Renee Kiff

It’s been five months since any Country Roads column has been written  and I’ve missed the bi-weekly walk with you. My reasons for not writing seemed important back in October, but that was during the threatening fires, drought, and uncertainty if Sonoma County would still be in existence once rains returned to dampen down and finish off the fires.

Now, those concerns seem strangely remote, still potentially destructive, but yet “old history.” Today, as we look outside, taking solitary walks in our neighborhoods or working in our gardens with our house-bound families, we see green grass, spring flowers, blossoming trees, buzzing bees. There is no threat from smoke and no flames on the ridges racing up the slopes, blackening evergreens and underbrush.
Yet, today we are concerned and fearful of the air we breathe and the approach of friends, as well as strangers. It’s a different kind of anxiety, more sinister because it is hidden. And, this time, a simple rain is not going to end the destruction. Many health experts believe there will only be a definitive end to the current coronavirus when a vaccine has been created and distributed. This will take time.
Meantime, our lives must go on as normally as possible, and it is a comfort to me to be sharing with you, even making you chuckle a little, at least shaking your head, at happenings which I have encountered. Chuckling is always good medicine, as long as you haven’t broken a rib.
Right away, I have to tell you about a hospital. The news is all about them lately, but this story took place November in Portland.  My oldest son, Joel, had to have surgery and it was serious. Every mother would want to be there for it and I wasn’t any different. So, for four days I stayed with Portland family during evenings and with Laurie (Joel’s wife) in the ICU all day with Joel during recovery.
We knew the second floor by heart after four days. It contained the cafeteria, which was our only outlet. On the fifth day, Joel was transferred to a regular room on the sixth floor. And on the sixth day, he was scheduled to go home and we were waiting for the release papers.

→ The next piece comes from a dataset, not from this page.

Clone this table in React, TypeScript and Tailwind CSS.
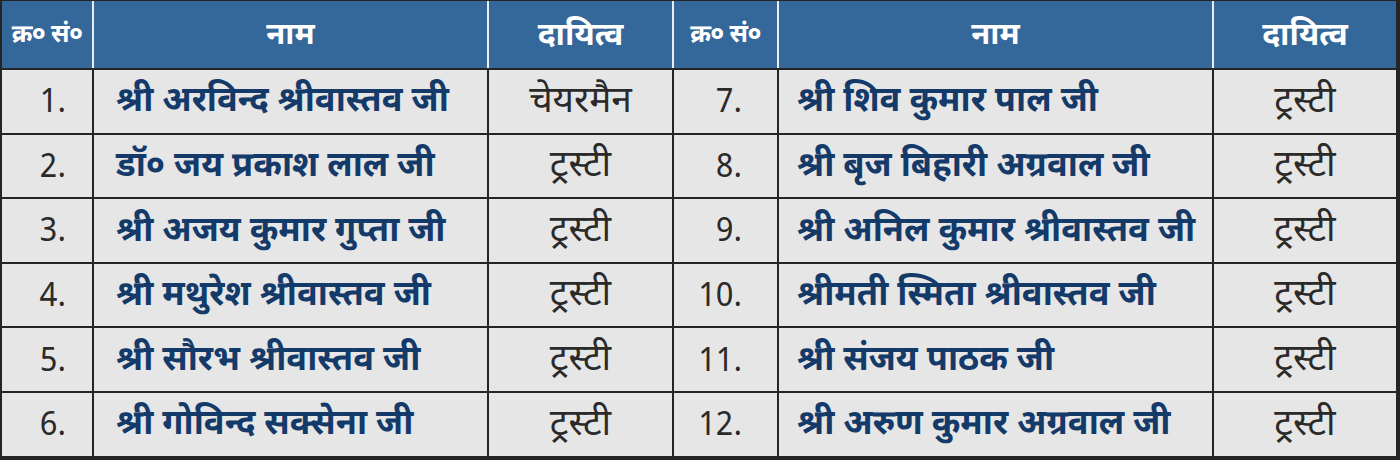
import React from 'react';

type Member = { sn: string; name: string; role: string };

const left: Member[] = [
  { sn: '1.', name: 'श्री अरविन्द श्रीवास्तव जी', role: 'चेयरमैन' },
  { sn: '2.', name: 'डॉ० जय प्रकाश लाल जी', role: 'ट्रस्टी' },
  { sn: '3.', name: 'श्री अजय कुमार गुप्ता जी', role: 'ट्रस्टी' },
  { sn: '4.', name: 'श्री मथुरेश श्रीवास्तव जी', role: 'ट्रस्टी' },
  { sn: '5.', name: 'श्री सौरभ श्रीवास्तव जी', role: 'ट्रस्टी' },
  { sn: '6.', name: 'श्री गोविन्द सक्सेना जी', role: 'ट्रस्टी' },
];

const right: Member[] = [
  { sn: '7.', name: 'श्री शिव कुमार पाल जी', role: 'ट्रस्टी' },
  { sn: '8.', name: 'श्री बृज बिहारी अग्रवाल जी', role: 'ट्रस्टी' },
  { sn: '9.', name: 'श्री अनिल कुमार श्रीवास्तव जी', role: 'ट्रस्टी' },
  { sn: '10.', name: 'श्रीमती स्मिता श्रीवास्तव जी', role: 'ट्रस्टी' },
  { sn: '11.', name: 'श्री संजय पाठक जी', role: 'ट्रस्टी' },
  { sn: '12.', name: 'श्री अरुण कुमार अग्रवाल जी', role: 'ट्रस्टी' },
];

const cols = 'grid grid-cols-[90px_393px_183px_103px_433px_182px] gap-x-[2px]';

export default function App() {
  return (
    <div
      className="w-[1400px] h-[460px] bg-[#252525] pt-[1px] pl-[2px] pr-[4px] pb-[4px] overflow-hidden"
      style={{ fontFamily: '"Noto Sans Devanagari", "Noto Sans", sans-serif' }}
    >
      {/* Header */}
      <div className={`${cols} h-[67px] bg-[#e9eef4] text-white font-bold`}>
        <div className="bg-[#34679a] flex items-center justify-center pt-[5px] text-[25px] tracking-tight whitespace-nowrap">क्र० सं०</div>
        <div className="bg-[#34679a] flex items-center justify-center pt-[5px] text-[31px]">नाम</div>
        <div className="bg-[#34679a] flex items-center justify-center pt-[5px] text-[32px]">दायित्व</div>
        <div className="bg-[#34679a] flex items-center justify-center pt-[5px] text-[25px] tracking-tight whitespace-nowrap">क्र० सं०</div>
        <div className="bg-[#34679a] flex items-center justify-center pt-[5px] text-[31px]">नाम</div>
        <div className="bg-[#34679a] flex items-center justify-center pt-[5px] text-[32px]">दायित्व</div>
      </div>

      {/* Rows */}
      <div className="flex flex-col gap-y-[2px] mt-[2px]">
        {left.map((l, i) => {
          const r = right[i];
          return (
            <div key={l.sn} className={`${cols} h-[62.6px]`}>
              <div className="bg-[#e6e6e6] flex items-center justify-end pt-[6px] pr-[26px] text-[32px] text-[#2a2a2a]">{l.sn}</div>
              <div className="bg-[#e6e6e6] flex items-center pt-[4px] pl-[22px] text-[34.5px] font-bold text-[#143a6a] whitespace-nowrap">{l.name}</div>
              <div className="bg-[#e6e6e6] flex items-center justify-center pt-[4px] text-[37px] text-[#2a2a2a]">{l.role}</div>
              <div className="bg-[#e6e6e6] flex items-center justify-end pt-[6px] pr-[35px] text-[32px] text-[#2a2a2a]">{r.sn}</div>
              <div className="bg-[#e6e6e6] flex items-center pt-[4px] pl-[18px] text-[34.5px] font-bold text-[#143a6a] whitespace-nowrap">{r.name}</div>
              <div className="bg-[#e6e6e6] flex items-center justify-center pt-[4px] text-[37px] text-[#2a2a2a]">{r.role}</div>
            </div>
          );
        })}
      </div>
    </div>
  );
}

“I’ll go down to the cafeteria and get us some muffins and coffee,” I suggested, to Joel and Laurie.
“Great idea!” Laurie answered.
Directly across from Joel’s room a sign on a door read “Stairwell.”
Hmmmmmm. I have been sitting for four days and I could take the elevator down to the cafeteria on the second floor, but, here is an opportunity to walk down the stairs and get some exercise. What a good idea!  
I pulled open the door and stepped to the other side. I heard the door shut behind me and immediately I had a bad feeling. The stairwell felt as inviting as a stairwell in a parking garage. It echoed. It smelled of old pipes and cement.  I proceeded down one floor and saw a sign on the door designating the fifth floor. It read, “insert card to exit.”
A feeling of panic ensued as I tried to open the door and it would not budge. I continued down the floors and each door had the same sign, except one, which read, “ROOF.”
I breathed a little easier, thinking that I might be able to return to that door, go out on the roof, and yell to folks outside on the ground.
Down the floors I went, trying each door, to no avail, until, miraculously, the second floor door opened, surprising me so much that I nearly tumbled.  Elated, I rushed into what was not a hospital hall but an office mezzanine.  There were two ladies behind glass windows and I hurried over to them.
“Oh, I am so glad to see you. I have been caught in the stairwell! I thought I was never going to get out again!”
They seemed shocked to see me, listened intently to my story, and understood my panic. They took care to guide me to another hall, with an elevator that would bring me to the cafeteria and safety.
As I relate this whole experience to you, I can clearly recall the panic that filled me as I began to think I would not escape from that stairwell. At the same time, I also will always be grateful to the women who unexpectedly appeared, calming and redirecting me.
The message was then and still is:  we all need each other and there will be opportunities throughout our lives to assist one another in ways we cannot anticipate. Doors lock. Doors open. We need to be ready for both.
Renee Kiff weeds and writes at her family farm in Alexander Valley.